U.S. Army Reserve Kicks Off Operation Soifua Manuia

(Left to Right) Lavina Anderson, Cpt. Carrie Lam, and Staff Sgt. Teena Kocsis) Army Nurse, Cpt. Carrie Lam of the 1984th U.S. Army Hospital coaches New Zealand Red Cross volunteer, Lavina Anderson how to gain an intravenous (IV) access on Licensed Practical Nurse, Staff Sgt. Teena Kocsis at the Samoa Red Cross Society in Apia, Samoa on Aug. 31, 2015. Photo Supplied

APIA, SAMOA: THURSDAY 03 SEPTEMBER 2015: The first wave of the 40-person medical team from the United States Army Reserve’s 9th Mission Support Command (MSC) arrived in Samoa over the weekend. The Reservists are here to augment Samoa’s medical capacity during the Commonwealth Youth Games.
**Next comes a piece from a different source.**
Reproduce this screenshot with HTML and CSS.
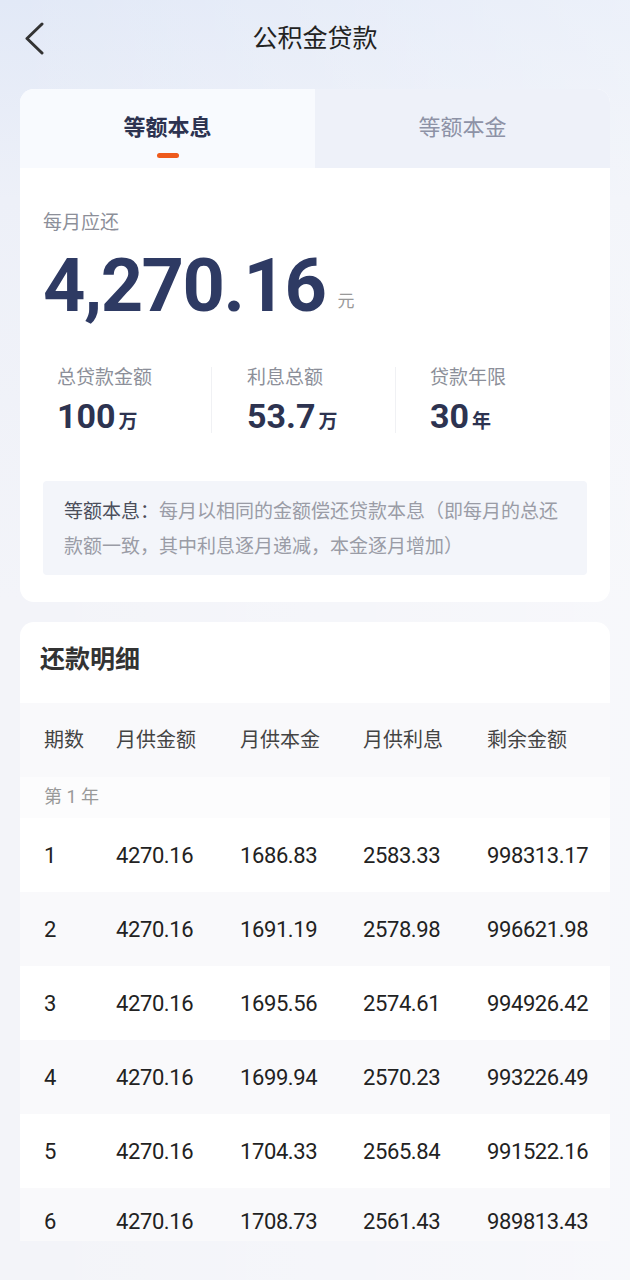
FILE: index.html
```html
<!DOCTYPE html>
<html lang="zh">
<head>
<meta charset="utf-8">
<title>公积金贷款</title>
<link rel="stylesheet" href="styles.css">
</head>
<body>
<div class="page">
  <header class="topbar">
    <svg class="back" width="24" height="34" viewBox="0 0 24 34"><path d="M18 3 L3 17.5 L18 32" fill="none" stroke="#333" stroke-width="3" stroke-linecap="round" stroke-linejoin="round"/></svg>
    <h1 class="title">公积金贷款</h1>
  </header>

  <section class="card summary">
    <div class="tabs">
      <div class="tab active">等额本息<span class="indicator"></span></div>
      <div class="tab">等额本金</div>
    </div>
    <div class="summary-body">
      <div class="label">每月应还</div>
      <div class="amount"><span class="big">4,270.16</span><span class="unit">元</span></div>
      <div class="stats">
        <div class="stat s1">
          <div class="stat-label">总贷款金额</div>
          <div class="stat-value">100<span class="stat-unit">万</span></div>
        </div>
        <div class="stat s2">
          <div class="stat-label">利息总额</div>
          <div class="stat-value">53.7<span class="stat-unit">万</span></div>
        </div>
        <div class="stat s3">
          <div class="stat-label">贷款年限</div>
          <div class="stat-value">30<span class="stat-unit">年</span></div>
        </div>
      </div>
      <div class="note"><span class="note-key">等额本息：</span>每月以相同的金额偿还贷款本息（即每月的总还款额一致，其中利息逐月递减，本金逐月增加）</div>
    </div>
  </section>

  <section class="card detail">
    <h2 class="detail-title">还款明细</h2>
    <div class="row head"><span>期数</span><span>月供金额</span><span>月供本金</span><span>月供利息</span><span>剩余金额</span></div>
    <div class="year">第 1 年</div>
    <div class="row"><span>1</span><span>4270.16</span><span>1686.83</span><span>2583.33</span><span>998313.17</span></div>
    <div class="row alt"><span>2</span><span>4270.16</span><span>1691.19</span><span>2578.98</span><span>996621.98</span></div>
    <div class="row"><span>3</span><span>4270.16</span><span>1695.56</span><span>2574.61</span><span>994926.42</span></div>
    <div class="row alt"><span>4</span><span>4270.16</span><span>1699.94</span><span>2570.23</span><span>993226.49</span></div>
    <div class="row"><span>5</span><span>4270.16</span><span>1704.33</span><span>2565.84</span><span>991522.16</span></div>
    <div class="row alt last"><span>6</span><span>4270.16</span><span>1708.73</span><span>2561.43</span><span>989813.43</span></div>
  </section>
</div>
</body>
</html>
```

FILE: styles.css
```css
* { box-sizing: border-box; margin: 0; padding: 0; }
html, body { width: 630px; height: 1280px; overflow: hidden; }
body {
  font-family: Roboto, "Noto Sans CJK SC", sans-serif;
  background: linear-gradient(180deg, #e2e9f7 0px, #edf0f8 200px, #f3f4f9 600px, #f3f4f9 100%);
  color: #222;
}
.page {
  position: relative;
  min-height: 1280px;
  padding: 0 20px;
  background: linear-gradient(90deg, rgba(255,255,255,0) 0%, rgba(255,255,255,0.35) 100%);
}
.topbar {
  height: 89px;
  display: flex;
  align-items: center;
  justify-content: center;
  position: relative;
  padding-bottom: 18px;
}
.back { position: absolute; left: 4px; top: 21px; }
.title { font-size: 25px; font-weight: 400; color: #222; letter-spacing: 0; }

.card { background: #fff; border-radius: 14px; overflow: hidden; }
.summary { margin-bottom: 20px; }
.tabs { display: flex; height: 79px; }
.tab {
  flex: 0 0 295px;
  display: flex; align-items: center; justify-content: center;
  font-size: 22px; color: #8d92a6; background: #eef1f9;
  position: relative; padding-bottom: 7px;
}
.tab.active { background: #f8fafe; color: #2d3350; font-weight: 700; }
.indicator {
  position: absolute; left: 137px; top: 64px;
  width: 22px; height: 5px; border-radius: 3px; background: #ee5a1c;
}
.summary-body { padding: 42px 23px 27px 23px; }
.label { font-size: 19px; color: #8c8f99; line-height: 26px; }
.amount { display: flex; align-items: baseline; margin-top: 8px; height: 84px; }
.big { font-size: 74px; font-weight: 700; color: #2e3a63; letter-spacing: -1.5px; line-height: 84px; }
.unit { font-size: 17px; color: #999; margin-left: 12px; position: relative; top: -4px; }
.stats { display: flex; margin-top: 39px; height: 66px; }
.stat { display: flex; flex-direction: column; }
.s1 { width: 169px; padding-left: 14px; border-right: 1px solid #f0f1f4; }
.s2 { width: 184px; padding-left: 35px; border-right: 1px solid #f0f1f4; }
.s3 { flex: 1; padding-left: 34px; }
.stat-label { font-size: 19px; color: #8c8f99; line-height: 22px; }
.stat-value { font-size: 34px; font-weight: 700; color: #2d3350; line-height: 40px; margin-top: 7px; }
.stat-unit { font-size: 19px; margin-left: 3px; }
.note {
  margin-top: 48px;
  background: #f3f5fa;
  border-radius: 4px;
  padding: 11px 24px 13px 21px;
  font-size: 19px; line-height: 35px; color: #9a9ca6;
  font-family: "Noto Sans CJK SC", sans-serif;
}
.note-key { color: #4b4e5a; }

.detail { border-radius: 14px 14px 0 0; }
.detail-title { font-size: 25px; font-weight: 700; color: #333; padding: 20px 20px 0; height: 81px; line-height: 36px; }
.row { display: grid; grid-template-columns: 72px 124px 123px 124px 1fr; padding-left: 24px; height: 74px; align-items: center; font-size: 22px; letter-spacing: -0.4px; color: #222; }
.row.alt { background: #f9f9fb; }
.row.head { background: #f9f9fb; font-size: 20px; letter-spacing: 0; color: #444; font-family: "Noto Sans CJK SC", sans-serif; padding-bottom: 4px; }
.row.last { height: 53px; align-items: start; padding-top: 21px; }
.year { height: 41px; line-height: 40px; padding-left: 24px; font-size: 18px; color: #999; background: #fcfcfd; }
```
They have brought with them a cadre of specialized physicians, nurses, combat medics, bio-medical technicians and subject-matter experts.

This week the Reservists are helping Samoa prepare for the Games by conducting First Responder Training with Samoa Red Cross Volunteers and National Health Service staff.

Next week the US Army Reserve team will be working hand in hand with the National Health Services to provide direct medical support to all of the sporting venues and athlete villages.

During the week of September 14, the team will be placed at Faleolo, Poutasi, and Lufilufi district clinics as well as the Motootua hospital to provide direct care, including dental care, to patients and to share best practices with Samoa’s medical professionals.  This includes a trip out to Manono Island that has been coordinated through the resident Peace Corps Volunteers.

The team also consists of behavioral health specialists who are working with the Samoa Victim Support Group and NHS Social Services Unit to share knowledge on a range of topics involving psychiatric care and counseling.

This is the second U.S. Army Reserve mission to Samoa in as many years, with members of the 1984th U.S. Army Hospital unit of the 9th MSC providing similar support during last year’s UN SIDS conference.

U.S. Army Reservists perform duties as soldiers one weekend every month and two weeks a year, while they maintain full-time professional careers outside of their U.S. Army Reserve service.